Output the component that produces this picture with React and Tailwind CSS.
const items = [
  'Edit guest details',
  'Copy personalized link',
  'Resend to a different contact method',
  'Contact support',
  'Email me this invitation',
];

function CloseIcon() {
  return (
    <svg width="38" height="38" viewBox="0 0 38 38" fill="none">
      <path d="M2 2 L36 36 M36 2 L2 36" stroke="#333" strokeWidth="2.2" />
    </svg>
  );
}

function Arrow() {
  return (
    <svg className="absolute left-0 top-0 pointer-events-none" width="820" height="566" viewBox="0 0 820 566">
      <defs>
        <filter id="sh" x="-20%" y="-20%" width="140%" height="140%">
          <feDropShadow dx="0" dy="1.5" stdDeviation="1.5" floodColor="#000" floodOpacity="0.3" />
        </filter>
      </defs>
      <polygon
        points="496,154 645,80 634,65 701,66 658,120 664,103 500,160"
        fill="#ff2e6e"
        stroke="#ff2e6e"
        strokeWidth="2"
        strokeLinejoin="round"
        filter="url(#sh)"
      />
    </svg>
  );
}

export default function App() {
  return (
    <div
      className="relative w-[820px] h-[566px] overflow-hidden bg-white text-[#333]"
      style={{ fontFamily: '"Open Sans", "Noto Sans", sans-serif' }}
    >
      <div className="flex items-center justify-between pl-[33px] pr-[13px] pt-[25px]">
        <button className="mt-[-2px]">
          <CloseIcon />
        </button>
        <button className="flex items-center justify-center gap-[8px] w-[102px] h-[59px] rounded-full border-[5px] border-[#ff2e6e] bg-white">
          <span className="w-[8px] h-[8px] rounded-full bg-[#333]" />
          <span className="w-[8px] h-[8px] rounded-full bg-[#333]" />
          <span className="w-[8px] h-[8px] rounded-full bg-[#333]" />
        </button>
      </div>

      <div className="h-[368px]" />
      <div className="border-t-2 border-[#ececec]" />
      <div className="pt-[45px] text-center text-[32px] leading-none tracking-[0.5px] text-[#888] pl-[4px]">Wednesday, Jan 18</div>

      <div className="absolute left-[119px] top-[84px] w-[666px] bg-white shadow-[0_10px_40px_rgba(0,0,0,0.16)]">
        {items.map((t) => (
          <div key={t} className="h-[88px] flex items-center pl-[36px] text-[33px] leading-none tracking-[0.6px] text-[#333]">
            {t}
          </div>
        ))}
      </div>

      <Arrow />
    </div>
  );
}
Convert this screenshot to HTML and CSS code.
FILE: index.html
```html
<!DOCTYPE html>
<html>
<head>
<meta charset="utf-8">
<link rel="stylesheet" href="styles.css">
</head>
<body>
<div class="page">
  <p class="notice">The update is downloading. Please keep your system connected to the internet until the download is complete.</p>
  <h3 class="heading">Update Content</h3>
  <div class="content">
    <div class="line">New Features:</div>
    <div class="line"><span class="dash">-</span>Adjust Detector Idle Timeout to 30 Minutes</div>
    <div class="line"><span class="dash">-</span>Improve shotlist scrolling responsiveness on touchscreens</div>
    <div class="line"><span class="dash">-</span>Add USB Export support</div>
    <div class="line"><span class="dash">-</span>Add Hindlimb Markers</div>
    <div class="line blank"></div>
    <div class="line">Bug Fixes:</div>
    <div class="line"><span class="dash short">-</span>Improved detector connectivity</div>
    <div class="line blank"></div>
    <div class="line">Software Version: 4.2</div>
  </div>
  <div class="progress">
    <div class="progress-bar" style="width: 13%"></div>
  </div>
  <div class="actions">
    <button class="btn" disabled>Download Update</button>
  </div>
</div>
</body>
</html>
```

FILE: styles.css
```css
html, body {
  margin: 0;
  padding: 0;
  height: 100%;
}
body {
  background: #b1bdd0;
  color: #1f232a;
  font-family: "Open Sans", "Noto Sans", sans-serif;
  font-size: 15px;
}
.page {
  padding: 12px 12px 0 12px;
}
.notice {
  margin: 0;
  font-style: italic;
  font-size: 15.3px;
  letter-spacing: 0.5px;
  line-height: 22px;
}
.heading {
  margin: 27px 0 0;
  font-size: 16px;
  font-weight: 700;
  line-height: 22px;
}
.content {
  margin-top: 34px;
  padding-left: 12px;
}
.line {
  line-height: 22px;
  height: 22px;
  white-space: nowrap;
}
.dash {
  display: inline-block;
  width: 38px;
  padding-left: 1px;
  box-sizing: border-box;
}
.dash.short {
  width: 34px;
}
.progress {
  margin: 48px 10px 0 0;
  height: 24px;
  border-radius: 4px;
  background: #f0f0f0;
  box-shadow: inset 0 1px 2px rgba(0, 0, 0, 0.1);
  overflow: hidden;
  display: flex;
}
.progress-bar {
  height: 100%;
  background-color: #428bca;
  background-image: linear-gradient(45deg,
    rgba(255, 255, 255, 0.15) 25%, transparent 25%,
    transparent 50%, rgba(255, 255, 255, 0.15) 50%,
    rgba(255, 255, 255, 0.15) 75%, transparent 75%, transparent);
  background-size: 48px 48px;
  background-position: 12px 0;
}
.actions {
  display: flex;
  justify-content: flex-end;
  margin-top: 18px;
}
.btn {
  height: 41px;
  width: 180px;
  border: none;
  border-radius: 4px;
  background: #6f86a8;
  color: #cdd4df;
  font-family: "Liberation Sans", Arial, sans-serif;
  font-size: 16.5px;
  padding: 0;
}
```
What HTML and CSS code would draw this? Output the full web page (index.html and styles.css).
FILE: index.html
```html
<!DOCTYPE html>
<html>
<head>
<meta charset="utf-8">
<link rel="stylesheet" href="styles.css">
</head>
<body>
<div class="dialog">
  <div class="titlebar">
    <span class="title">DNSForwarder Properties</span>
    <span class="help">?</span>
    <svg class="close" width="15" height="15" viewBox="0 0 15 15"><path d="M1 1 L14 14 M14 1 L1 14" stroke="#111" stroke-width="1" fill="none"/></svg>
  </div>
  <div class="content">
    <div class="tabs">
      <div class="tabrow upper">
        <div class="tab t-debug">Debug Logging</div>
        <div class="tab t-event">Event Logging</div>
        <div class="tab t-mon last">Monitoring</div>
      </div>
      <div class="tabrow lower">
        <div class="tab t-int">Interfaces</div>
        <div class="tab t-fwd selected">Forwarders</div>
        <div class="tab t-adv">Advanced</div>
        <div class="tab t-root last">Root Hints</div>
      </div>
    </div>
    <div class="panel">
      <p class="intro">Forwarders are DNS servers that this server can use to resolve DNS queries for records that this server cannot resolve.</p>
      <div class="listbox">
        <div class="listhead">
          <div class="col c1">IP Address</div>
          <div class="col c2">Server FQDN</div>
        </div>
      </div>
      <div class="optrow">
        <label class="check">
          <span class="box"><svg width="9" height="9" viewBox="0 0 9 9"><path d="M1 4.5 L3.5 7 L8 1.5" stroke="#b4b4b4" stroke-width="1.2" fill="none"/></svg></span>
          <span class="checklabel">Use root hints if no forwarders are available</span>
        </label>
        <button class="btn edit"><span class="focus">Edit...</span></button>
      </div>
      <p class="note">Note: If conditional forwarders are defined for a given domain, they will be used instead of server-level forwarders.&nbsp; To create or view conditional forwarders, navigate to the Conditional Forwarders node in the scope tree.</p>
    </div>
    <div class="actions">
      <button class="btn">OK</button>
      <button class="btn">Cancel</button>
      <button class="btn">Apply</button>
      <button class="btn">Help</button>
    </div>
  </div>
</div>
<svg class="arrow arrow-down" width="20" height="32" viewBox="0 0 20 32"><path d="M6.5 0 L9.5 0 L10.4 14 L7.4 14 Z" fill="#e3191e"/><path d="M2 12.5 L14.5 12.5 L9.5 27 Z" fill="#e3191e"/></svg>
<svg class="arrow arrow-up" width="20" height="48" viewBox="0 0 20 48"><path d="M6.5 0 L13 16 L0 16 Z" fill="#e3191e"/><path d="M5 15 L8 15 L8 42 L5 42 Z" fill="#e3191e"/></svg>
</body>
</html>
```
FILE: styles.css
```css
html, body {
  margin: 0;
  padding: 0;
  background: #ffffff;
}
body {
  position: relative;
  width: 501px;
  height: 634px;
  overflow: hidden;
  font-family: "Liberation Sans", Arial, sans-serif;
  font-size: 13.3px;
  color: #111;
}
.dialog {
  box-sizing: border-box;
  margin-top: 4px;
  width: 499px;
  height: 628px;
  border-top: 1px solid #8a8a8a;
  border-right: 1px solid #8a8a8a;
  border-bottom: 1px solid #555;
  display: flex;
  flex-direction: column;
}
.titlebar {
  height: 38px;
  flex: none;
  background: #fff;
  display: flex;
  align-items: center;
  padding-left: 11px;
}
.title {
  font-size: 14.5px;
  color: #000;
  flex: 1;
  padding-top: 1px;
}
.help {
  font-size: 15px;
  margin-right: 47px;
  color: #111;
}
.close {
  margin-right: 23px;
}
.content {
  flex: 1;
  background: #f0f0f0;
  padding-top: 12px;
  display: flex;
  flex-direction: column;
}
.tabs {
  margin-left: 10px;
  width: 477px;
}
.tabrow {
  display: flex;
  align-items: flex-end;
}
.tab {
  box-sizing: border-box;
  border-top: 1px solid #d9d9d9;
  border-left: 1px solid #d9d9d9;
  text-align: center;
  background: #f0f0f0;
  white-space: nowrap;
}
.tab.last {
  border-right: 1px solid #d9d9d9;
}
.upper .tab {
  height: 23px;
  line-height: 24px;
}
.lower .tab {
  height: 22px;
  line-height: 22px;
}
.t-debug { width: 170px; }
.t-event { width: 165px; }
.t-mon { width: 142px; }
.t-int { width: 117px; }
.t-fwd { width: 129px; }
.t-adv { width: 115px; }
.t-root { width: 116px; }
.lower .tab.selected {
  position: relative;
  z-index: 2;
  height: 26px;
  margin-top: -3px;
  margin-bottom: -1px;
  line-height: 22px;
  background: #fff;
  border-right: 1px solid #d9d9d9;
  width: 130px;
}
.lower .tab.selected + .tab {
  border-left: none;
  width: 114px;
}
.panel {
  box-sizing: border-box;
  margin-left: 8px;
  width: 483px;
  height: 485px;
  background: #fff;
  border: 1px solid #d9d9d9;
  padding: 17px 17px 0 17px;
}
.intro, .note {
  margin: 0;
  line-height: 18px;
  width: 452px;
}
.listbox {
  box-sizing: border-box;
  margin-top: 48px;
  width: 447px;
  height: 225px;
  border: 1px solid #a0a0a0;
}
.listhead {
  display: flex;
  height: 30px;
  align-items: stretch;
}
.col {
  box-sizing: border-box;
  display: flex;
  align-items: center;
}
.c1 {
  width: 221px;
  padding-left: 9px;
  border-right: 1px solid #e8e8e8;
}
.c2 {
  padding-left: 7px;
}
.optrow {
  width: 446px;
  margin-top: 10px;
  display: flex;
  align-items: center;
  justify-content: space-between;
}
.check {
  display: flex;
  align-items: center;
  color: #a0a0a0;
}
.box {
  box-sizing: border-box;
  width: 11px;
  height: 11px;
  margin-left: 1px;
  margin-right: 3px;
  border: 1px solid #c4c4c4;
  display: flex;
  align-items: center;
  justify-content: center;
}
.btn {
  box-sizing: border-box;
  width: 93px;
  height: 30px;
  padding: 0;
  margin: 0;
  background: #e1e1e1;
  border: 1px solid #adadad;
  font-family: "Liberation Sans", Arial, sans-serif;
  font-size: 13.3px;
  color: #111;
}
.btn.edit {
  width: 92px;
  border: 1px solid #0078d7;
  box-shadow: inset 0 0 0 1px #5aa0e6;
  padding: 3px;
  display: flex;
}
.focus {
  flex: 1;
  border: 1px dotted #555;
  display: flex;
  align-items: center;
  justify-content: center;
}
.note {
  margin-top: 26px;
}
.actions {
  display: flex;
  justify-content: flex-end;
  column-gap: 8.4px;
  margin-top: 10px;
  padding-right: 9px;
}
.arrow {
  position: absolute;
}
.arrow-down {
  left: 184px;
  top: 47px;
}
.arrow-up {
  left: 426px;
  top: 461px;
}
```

= = = = =

Show the lines of the records that contain the word "page".

<div class="page">
.page {
What HTML and CSS code would draw this? Output the full web page (index.html and styles.css).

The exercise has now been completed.